À plusieurs niveaux, la LNH se distingue dans le sport professionnel nord-américain. Au plan hockey, la plupart des équipes sont rondement menées (OK, pas les Maple Leafs...) Une organisation expérimentée comme celle du Canadien peut terminer au 28e rang du classement général lorsqu'elle commet quelques erreurs d'affilée.

C'est dire à quel point la concurrence est féroce. Les équipes les plus riches ne connaissent pas automatiquement du succès.

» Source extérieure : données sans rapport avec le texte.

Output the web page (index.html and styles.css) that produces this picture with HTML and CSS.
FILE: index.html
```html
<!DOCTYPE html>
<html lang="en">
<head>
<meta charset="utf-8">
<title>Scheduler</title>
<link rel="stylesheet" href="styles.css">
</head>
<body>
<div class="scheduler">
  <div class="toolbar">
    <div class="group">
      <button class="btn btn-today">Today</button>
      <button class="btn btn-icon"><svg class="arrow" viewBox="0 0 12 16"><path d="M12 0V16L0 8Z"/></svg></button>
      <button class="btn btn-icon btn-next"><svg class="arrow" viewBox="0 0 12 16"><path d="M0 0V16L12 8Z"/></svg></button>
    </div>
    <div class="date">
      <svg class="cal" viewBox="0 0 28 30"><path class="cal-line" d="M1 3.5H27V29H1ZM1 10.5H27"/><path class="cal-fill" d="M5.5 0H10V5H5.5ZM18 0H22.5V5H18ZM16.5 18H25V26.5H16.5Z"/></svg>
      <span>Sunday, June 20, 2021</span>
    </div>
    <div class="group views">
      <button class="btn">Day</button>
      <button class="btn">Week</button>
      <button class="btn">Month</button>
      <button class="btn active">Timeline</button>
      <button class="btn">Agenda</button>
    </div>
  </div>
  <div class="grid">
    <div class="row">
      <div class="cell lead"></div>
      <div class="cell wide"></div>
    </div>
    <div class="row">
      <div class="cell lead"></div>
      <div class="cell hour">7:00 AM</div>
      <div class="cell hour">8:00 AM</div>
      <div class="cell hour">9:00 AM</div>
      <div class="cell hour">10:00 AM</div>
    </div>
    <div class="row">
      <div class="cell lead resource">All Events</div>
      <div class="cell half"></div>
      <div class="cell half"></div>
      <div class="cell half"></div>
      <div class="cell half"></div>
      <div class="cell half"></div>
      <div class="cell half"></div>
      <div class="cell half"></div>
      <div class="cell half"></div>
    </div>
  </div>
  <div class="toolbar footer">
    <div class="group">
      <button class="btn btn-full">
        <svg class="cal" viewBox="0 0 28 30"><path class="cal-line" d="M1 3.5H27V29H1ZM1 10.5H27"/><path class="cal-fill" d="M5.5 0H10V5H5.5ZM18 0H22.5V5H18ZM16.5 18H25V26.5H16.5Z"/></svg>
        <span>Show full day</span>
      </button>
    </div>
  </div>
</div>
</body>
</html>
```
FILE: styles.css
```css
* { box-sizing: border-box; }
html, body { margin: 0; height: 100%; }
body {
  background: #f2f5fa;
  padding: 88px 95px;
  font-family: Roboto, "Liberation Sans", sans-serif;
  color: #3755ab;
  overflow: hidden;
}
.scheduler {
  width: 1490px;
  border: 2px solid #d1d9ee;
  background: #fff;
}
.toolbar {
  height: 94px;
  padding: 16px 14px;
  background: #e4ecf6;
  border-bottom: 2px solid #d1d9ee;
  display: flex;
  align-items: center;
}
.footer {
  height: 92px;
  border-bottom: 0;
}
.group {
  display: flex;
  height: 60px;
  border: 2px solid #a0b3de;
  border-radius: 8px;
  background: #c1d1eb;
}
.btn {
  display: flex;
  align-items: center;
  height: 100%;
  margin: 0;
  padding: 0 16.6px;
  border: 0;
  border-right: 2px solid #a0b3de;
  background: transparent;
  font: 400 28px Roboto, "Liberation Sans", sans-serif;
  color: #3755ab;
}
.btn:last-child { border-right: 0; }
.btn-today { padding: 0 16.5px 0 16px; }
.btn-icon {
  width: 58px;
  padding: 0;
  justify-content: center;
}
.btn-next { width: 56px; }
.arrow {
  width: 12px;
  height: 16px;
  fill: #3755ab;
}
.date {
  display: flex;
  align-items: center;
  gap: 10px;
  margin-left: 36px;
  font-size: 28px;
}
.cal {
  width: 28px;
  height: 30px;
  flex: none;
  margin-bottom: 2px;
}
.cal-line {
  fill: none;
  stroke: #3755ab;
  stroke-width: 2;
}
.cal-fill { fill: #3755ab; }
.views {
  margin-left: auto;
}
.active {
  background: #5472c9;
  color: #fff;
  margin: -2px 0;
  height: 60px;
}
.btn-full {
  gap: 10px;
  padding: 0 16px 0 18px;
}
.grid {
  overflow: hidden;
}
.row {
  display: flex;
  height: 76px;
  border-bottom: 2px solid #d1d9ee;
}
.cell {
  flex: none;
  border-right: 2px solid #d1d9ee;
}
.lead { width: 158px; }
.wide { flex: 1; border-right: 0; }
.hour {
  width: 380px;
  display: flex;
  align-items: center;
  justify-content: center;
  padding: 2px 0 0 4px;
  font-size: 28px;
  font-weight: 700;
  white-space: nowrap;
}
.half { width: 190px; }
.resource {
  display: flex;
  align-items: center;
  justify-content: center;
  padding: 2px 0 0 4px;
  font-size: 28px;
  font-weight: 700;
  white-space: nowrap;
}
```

En fait, la LNH va si bien que les joueurs ne remettent même pas en cause l'existence du plafond salarial. Pourtant, lorsque Donald Fehr a pris les commandes de leur Association, plusieurs analystes croyaient qu'il viserait son abolition.

Alors, dans ce contexte, pourquoi Gary Bettman semble-t-il préparer un autre arrêt de travail? Veut-il simplement se montrer plus dur négociateur que Donald Fehr?

Chose sûre, Bettman n'a toujours pas articulé de message clair pour justifier ses demandes. Sa position se résume ainsi: «Ce n'est pas logique que les joueurs reçoivent 57% des revenus à perpétuité».

Logique? Mais de quelle logique parle-t-il au juste? Ce partage des revenus n'a tout de même pas empêché le Wild du Minnesota d'accorder 200 millions en contrats à Zach Parise et Ryan Suter cet été, ni aux Predators de Nashville de retenir les services de Shea Weber au coût de 110 millions! Tout cela au moment où Bettman plaidait pour une redistribution du gâteau. Comme incohérence, difficile de trouver mieux.

Bien sûr, les propriétaires ont raison de souhaiter certains ajustements au contrat de travail. Mais ils n'ont pas à attaquer les joueurs avec des demandes excessives, comme c'est le cas actuellement. Surtout sans avoir fait la preuve de leurs ennuis économiques.

Après tout, la LNH doit être très solide financièrement pour composer si longtemps avec la situation des Coyotes de Phoenix.

L'automne dernier, le baseball majeur et ses joueurs ont renouvelé leur entente dans l'harmonie. Le commissaire Bud Selig et les propriétaires ont agi avec sagesse. Gary Bettman devrait s'en inspirer. En 2012, son style bulldozer n'est pas justifié.